Scalability depends on governance. Enterprises that automate one plant at a time without common integration standards often create a patchwork of workflows that are difficult to maintain. A stronger model defines reusable orchestration patterns, shared API policies, common event taxonomies, and enterprise workflow monitoring systems. This reduces deployment friction and supports connected enterprise operations as new plants, suppliers, or product lines are added.

ROI should be measured beyond labor savings. Executive teams should track first-pass yield improvement, scrap reduction, lower premium freight, faster deviation closure, more accurate inventory status, reduced manual reconciliation, and improved financial visibility into rework cost. These outcomes create a more credible business case because they connect operational automation to throughput, margin protection, and customer service performance.

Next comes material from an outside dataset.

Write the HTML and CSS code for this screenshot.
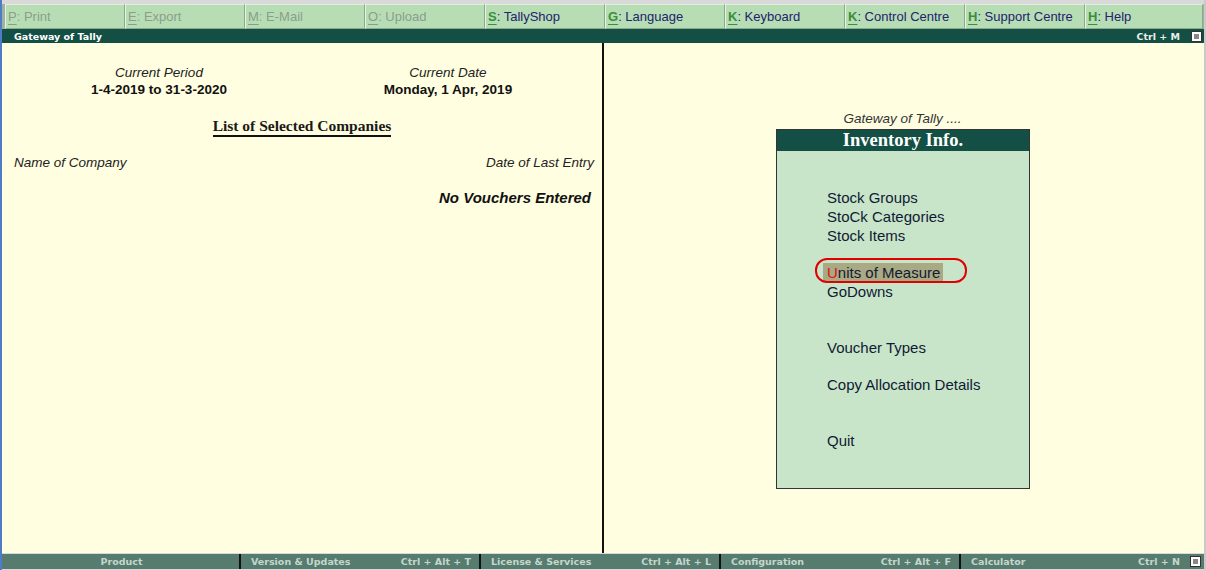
FILE: index.html
```html
<!DOCTYPE html>
<html>
<head>
<meta charset="utf-8">
<link rel="stylesheet" href="styles.css">
</head>
<body>
<div class="app">
  <div class="topbar">
    <div class="btn off"><span class="key">P</span>: Print</div>
    <div class="btn off"><span class="key">E</span>: Export</div>
    <div class="btn off"><span class="key">M</span>: E-Mail</div>
    <div class="btn off"><span class="key">O</span>: Upload</div>
    <div class="btn"><span class="key">S</span>: TallyShop</div>
    <div class="btn"><span class="key">G</span>: Language</div>
    <div class="btn"><span class="key">K</span>: Keyboard</div>
    <div class="btn"><span class="key">K</span>: Control Centre</div>
    <div class="btn"><span class="key">H</span>: Support Centre</div>
    <div class="btn last"><span class="key">H</span>: Help</div>
  </div>
  <div class="titlebar">
    <span class="title">Gateway of Tally</span>
    <span class="spacer"></span>
    <span class="shortcut">Ctrl + M</span>
    <span class="sq"><span class="sq-in"></span></span>
  </div>
  <div class="main">
    <div class="left">
      <div class="period-row">
        <div class="info">
          <div class="lbl">Current Period</div>
          <div class="val">1-4-2019 to 31-3-2020</div>
        </div>
        <div class="info">
          <div class="lbl">Current Date</div>
          <div class="val">Monday, 1 Apr, 2019</div>
        </div>
      </div>
      <div class="list-title"><span>List of Selected Companies</span></div>
      <div class="cols">
        <span>Name of Company</span>
        <span>Date of Last Entry</span>
      </div>
      <div class="novouch">No Vouchers Entered</div>
    </div>
    <div class="divider"></div>
    <div class="right">
      <div class="gw">Gateway of Tally ....</div>
      <div class="menu">
        <div class="menu-head">Inventory Info.</div>
        <div class="menu-body">
          <div class="item">Stock Groups</div>
          <div class="item">StoCk Categories</div>
          <div class="item">Stock Items</div>
          <div class="item gap1 sel"><span class="hl"><span class="red">U</span>nits of Measure</span><span class="ring"></span></div>
          <div class="item">GoDowns</div>
          <div class="item gap2">Voucher Types</div>
          <div class="item gap3">Copy Allocation Details</div>
          <div class="item gap4">Quit</div>
        </div>
      </div>
    </div>
  </div>
  <div class="bottombar">
    <div class="seg center">Product</div>
    <div class="seg"><span>Version &amp; Updates</span><span>Ctrl + Alt + T</span></div>
    <div class="seg"><span>License &amp; Services</span><span>Ctrl + Alt + L</span></div>
    <div class="seg"><span>Configuration</span><span>Ctrl + Alt + F</span></div>
    <div class="seg lastseg"><span>Calculator</span><span>Ctrl + N</span></div>
    <span class="sq"><span class="sq-in"></span></span>
  </div>
</div>
</body>
</html>
```

FILE: styles.css
```css
* { box-sizing: border-box; }
html, body { margin: 0; padding: 0; }
body {
  width: 1206px;
  height: 570px;
  overflow: hidden;
  background: #e4e4e4;
  font-family: "Liberation Sans", Arial, sans-serif;
}
.app {
  width: 1206px;
  height: 570px;
  border-left: 2px solid #4f7bc7;
  border-right: 2px solid #c9c9c9;
  padding-top: 4px;
  display: flex;
  flex-direction: column;
  background: #d9d9d9;
}
.topbar {
  display: flex;
  height: 25px;
  padding-left: 3px;
  background: #9fb49f;
}
.btn {
  width: 120px;
  height: 25px;
  background: #b7ddb5;
  border-left: 1px solid #e6f3e4;
  border-right: 1px solid #8ea88c;
  border-top: 1px solid #e0efde;
  border-bottom: 1px solid #8ea88c;
  font-size: 13px;
  color: #23236e;
  padding: 4px 0 0 2px;
  white-space: nowrap;
}
.btn.last { width: 118px; }
.btn .key {
  color: #3b8f3b;
  font-weight: bold;
  text-decoration: underline;
  text-underline-offset: 3px;
}
.btn.off { color: #8c9d8c; }
.btn.off .key { color: #8c9d8c; font-weight: normal; }
.titlebar {
  height: 14px;
  background: #134f44;
  display: flex;
  align-items: center;
  color: #ffffff;
  font-family: "DejaVu Sans", Verdana, sans-serif;
  font-weight: bold;
  font-size: 9.5px;
  padding-left: 12px;
  padding-right: 2px;
}
.spacer { flex: 1; }
.shortcut { margin-right: 11px; color: #e8efe8; }
.sq {
  width: 11px;
  height: 11px;
  background: #ffffff;
  border: 1px solid #333;
  display: flex;
  align-items: center;
  justify-content: center;
}
.sq-in { width: 5px; height: 5px; background: #888; }
.main {
  flex: 1;
  display: flex;
  background: #fffee0;
}
.left {
  width: 600px;
  padding-top: 22px;
  color: #1a1a1a;
}
.period-row {
  display: flex;
  padding-left: 27px;
  gap: 29px;
}
.info { width: 260px; text-align: center; }
.lbl { font-style: italic; font-size: 13.5px; color: #222; line-height: 16px; }
.val { font-weight: bold; font-size: 13.5px; line-height: 18px; color: #111; }
.list-title {
  text-align: center;
  margin-top: 18px;
  font-family: "Liberation Serif", "Times New Roman", serif;
  font-weight: bold;
  font-size: 15.5px;
}
.list-title span {
  border-bottom: 2px solid #111;
  padding-bottom: 1px;
}
.cols {
  display: flex;
  justify-content: space-between;
  padding: 0 8px 0 12px;
  margin-top: 20px;
  font-style: italic;
  font-size: 13.5px;
  color: #222;
}
.novouch {
  text-align: right;
  padding-right: 11px;
  margin-top: 19px;
  font-weight: bold;
  font-style: italic;
  font-size: 15px;
  color: #111;
}
.divider {
  width: 2px;
  background: #111;
}
.right {
  flex: 1;
  padding-top: 68px;
  padding-left: 172px;
}
.gw {
  width: 253px;
  text-align: center;
  font-style: italic;
  font-size: 13.5px;
  color: #333;
  line-height: 16px;
  margin-bottom: 2px;
}
.menu {
  width: 254px;
  height: 360px;
  border: 1px solid #333;
  background: #c8e5ca;
}
.menu-head {
  height: 21px;
  background: #134f44;
  color: #ffffff;
  font-family: "Liberation Serif", "Times New Roman", serif;
  font-weight: bold;
  font-size: 18.5px;
  text-align: center;
  line-height: 21px;
}
.menu-body {
  padding-top: 37px;
  padding-left: 50px;
  font-size: 15px;
  color: #111a33;
}
.item { line-height: 19px; height: 19px; }
.gap1 { margin-top: 18px; }
.gap2 { margin-top: 37px; }
.gap3 { margin-top: 18px; }
.gap4 { margin-top: 37px; }
.sel { position: relative; }
.hl {
  background: #a9a983;
  padding: 1px 3px 1px 4px;
  margin-left: -4px;
}
.red { color: #e01010; }
.ring {
  position: absolute;
  left: -12px;
  top: -5px;
  width: 152px;
  height: 25px;
  border: 2px solid #e00000;
  border-radius: 12px;
}
.bottombar {
  height: 15px;
  margin-top: 1px;
  background: #557c6f;
  display: flex;
  align-items: center;
  font-family: "DejaVu Sans", Verdana, sans-serif;
  font-weight: bold;
  font-size: 9.5px;
  color: #c5d6cc;
  padding-right: 2px;
  margin-bottom: 1px;
}
.seg {
  width: 240px;
  height: 15px;
  border-right: 2px solid #111;
  display: flex;
  justify-content: space-between;
  align-items: center;
  padding: 0 8px 0 10px;
  white-space: nowrap;
}
.seg.center { justify-content: center; width: 239px; }
.seg.lastseg { border-right: none; width: 229px; padding-right: 10px; }
```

Executive recommendations for manufacturing leaders

Treat manufacturing process automation as a cross-functional operating model initiative, not a local plant software project. Start with the workflows that create the highest rework exposure, especially where ERP, quality, warehouse, and production systems intersect. Build around enterprise process engineering principles: standardization, orchestration, observability, and governance.

Invest in middleware modernization and API governance early, because execution reliability determines whether automation reduces inconsistency or simply accelerates it. Use AI-assisted operational automation selectively to improve process intelligence, exception prioritization, and root-cause analysis. Most importantly, align operations, IT, quality, and finance around a shared automation operating model so that rework reduction becomes sustainable at enterprise scale.